BARE: A Short Film, Inspired By A True Story
Diagnosed at the age of 25, Ellie was shocked by the news. The thought of cancer had never crossed her mind, that’s something you worry about when you’re “older.” In graduate school, studying to be a veterinarian, there is so much that she hasn’t yet experienced - her career, true love, a family - with chemo therapy beginning the next day, she stands in front of the mirror wondering if she has the strength to face what’s next. In this moment, fixated on the superficial thought of shaving her head, her mind wanders, taking her back to the last time she felt really sexy and to the doctors office when she first recieved her diagnosis.
When her three childhood friends arrive at the bathroom door, she’s brought back to reality. With these women who know her best, she's able to bravely speak her truth, and share her innermost fears, leaving her vulnerable and bare. Though, with these women, who know her best, she's able to find the strength for the fight ahead, and knows she can face it because they stand behind her.
Less than 5% of breast cancer patients in the US are under the age of 40, which means most of the support resources (both emotional and medical) are focused on women 40+. One of the profound things that stands out about getting cancer in your 20's and 30's is the community to turn to is limited, there are few resources that address your concerns, you're still discovering who you are, looking for your soulmate and just beginning your career.
We see this film project as spreading an important voice to this demographic that doesn't have very many resources that are catered to just them and yet, it still speaks to all women. What are we without our hair and breasts? Is that what makes us who we are? Is that what makes us feminine?
Ellie: Aurora Perrineau
Taylor: B.K. Cannon
Michelle: Melissa Cordero
Director: Kerith Lemon
Writers: Rebecca Hall & Kerith Lemon
Cinematographer: Drew Gaynor
Producer: Angela Palmieri
This film is inspired by writer Rebecca Hall's true life experience when she was diagnosed with cancer at the age of 25.

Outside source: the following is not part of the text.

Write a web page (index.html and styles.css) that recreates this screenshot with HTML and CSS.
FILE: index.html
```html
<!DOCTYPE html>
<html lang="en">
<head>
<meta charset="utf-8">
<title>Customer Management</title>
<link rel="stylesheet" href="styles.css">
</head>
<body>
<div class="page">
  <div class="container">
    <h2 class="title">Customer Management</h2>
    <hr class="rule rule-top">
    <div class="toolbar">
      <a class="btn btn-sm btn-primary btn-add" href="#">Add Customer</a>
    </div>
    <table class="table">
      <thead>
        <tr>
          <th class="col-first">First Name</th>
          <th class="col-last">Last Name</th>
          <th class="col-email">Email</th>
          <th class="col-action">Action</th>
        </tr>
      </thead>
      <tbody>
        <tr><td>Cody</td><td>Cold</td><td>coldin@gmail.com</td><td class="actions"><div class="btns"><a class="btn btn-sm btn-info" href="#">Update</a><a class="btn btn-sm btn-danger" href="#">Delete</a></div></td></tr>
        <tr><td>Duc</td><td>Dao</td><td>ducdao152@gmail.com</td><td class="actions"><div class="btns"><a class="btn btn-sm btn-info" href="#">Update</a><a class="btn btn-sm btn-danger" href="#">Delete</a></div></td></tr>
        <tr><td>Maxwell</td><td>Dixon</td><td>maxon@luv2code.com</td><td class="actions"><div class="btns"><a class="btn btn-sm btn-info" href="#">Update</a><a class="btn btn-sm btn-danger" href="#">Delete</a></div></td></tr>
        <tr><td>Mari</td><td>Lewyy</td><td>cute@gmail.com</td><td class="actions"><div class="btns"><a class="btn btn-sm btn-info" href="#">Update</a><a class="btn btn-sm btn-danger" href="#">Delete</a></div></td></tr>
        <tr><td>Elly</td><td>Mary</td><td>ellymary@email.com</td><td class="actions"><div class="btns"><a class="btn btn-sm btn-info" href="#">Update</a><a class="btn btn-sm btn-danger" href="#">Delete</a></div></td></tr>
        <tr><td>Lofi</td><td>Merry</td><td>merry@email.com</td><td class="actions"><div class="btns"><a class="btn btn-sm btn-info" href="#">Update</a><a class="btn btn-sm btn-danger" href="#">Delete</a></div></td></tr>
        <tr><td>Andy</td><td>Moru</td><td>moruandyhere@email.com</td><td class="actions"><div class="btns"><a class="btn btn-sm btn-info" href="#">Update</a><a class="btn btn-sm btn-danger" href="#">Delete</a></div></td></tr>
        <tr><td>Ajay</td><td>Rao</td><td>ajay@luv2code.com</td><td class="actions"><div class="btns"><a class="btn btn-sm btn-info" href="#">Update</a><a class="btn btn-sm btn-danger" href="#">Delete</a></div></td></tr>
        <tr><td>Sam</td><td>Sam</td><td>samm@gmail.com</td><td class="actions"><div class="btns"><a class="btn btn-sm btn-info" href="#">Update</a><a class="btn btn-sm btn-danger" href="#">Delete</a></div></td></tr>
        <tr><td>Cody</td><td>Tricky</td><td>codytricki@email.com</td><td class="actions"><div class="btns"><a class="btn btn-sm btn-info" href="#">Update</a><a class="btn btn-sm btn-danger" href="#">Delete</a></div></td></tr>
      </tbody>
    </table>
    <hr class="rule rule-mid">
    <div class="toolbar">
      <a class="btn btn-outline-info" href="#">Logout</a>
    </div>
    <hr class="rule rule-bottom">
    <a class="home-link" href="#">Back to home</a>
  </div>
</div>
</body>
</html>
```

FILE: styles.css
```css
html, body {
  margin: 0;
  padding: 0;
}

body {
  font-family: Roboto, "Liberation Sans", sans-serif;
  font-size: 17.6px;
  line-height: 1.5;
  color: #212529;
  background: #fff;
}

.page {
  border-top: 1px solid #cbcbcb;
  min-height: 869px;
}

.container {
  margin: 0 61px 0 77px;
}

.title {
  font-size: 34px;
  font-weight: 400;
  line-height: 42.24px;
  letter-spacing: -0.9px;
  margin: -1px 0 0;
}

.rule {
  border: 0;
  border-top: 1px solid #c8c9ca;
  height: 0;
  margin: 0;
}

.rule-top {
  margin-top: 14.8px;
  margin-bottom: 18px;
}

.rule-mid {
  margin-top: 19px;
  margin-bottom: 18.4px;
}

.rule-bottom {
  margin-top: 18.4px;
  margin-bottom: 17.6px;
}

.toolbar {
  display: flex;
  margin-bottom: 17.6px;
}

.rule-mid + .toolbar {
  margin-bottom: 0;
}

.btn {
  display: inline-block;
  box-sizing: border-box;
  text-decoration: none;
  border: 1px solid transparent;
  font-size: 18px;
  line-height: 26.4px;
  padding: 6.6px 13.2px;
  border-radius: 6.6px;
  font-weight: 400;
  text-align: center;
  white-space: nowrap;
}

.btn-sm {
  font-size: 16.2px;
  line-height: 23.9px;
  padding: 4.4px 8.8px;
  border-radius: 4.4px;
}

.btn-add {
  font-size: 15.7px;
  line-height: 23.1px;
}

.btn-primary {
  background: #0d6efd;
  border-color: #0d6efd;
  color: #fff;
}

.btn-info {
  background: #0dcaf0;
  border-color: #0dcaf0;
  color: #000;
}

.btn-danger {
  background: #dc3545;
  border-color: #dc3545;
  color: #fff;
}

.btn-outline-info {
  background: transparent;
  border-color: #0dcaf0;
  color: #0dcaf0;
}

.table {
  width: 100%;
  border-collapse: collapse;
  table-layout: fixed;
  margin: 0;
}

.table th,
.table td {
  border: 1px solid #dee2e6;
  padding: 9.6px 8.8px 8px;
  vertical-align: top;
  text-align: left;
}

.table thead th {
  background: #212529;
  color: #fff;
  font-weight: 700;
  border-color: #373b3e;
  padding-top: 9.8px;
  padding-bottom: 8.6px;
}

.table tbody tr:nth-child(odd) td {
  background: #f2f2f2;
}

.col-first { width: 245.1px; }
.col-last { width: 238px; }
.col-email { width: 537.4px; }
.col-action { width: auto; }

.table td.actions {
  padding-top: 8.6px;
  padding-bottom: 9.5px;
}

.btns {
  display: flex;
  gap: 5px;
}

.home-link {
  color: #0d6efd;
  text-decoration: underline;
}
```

I’ve known Rebecca since she was a young teenager. We vaulted together and I coached her from time to time. Ten years ago, through social media I heard she had breast cancer. I remember thinking she was so young to have that happen. Last year, she posted a short story chronicling her experience, detailing the events leading up to her first day of chemo, deciding to shave her head and the importance of having her closest friends to support her. I immediately had a vision of what this story would look like as a film.
What has struck me most is that, the mind in crisis is an incredibly lonely place to be – even when surrounded by well-meaning people – the never-ending thoughts about 'what if’ can shut everyone out. I want to create an emotional visual experience of what happens in our minds, how we can be transported to a different time and place without ever leaving our physical location. And, I want to the celebrate the importance of friendship, how even when you don’t know what to do or say, simply being there is the most important.
I plan to shoot the opening scenes in one long shot and use practical lighting changes to bring to life the various locations she’s recollecting, without her ever leaving the bathroom. In the scene when her friends arrive to support her the night before chemo we will transition to a more traditional style, allowing us to cut between characters and convey a more grounded emotional experience.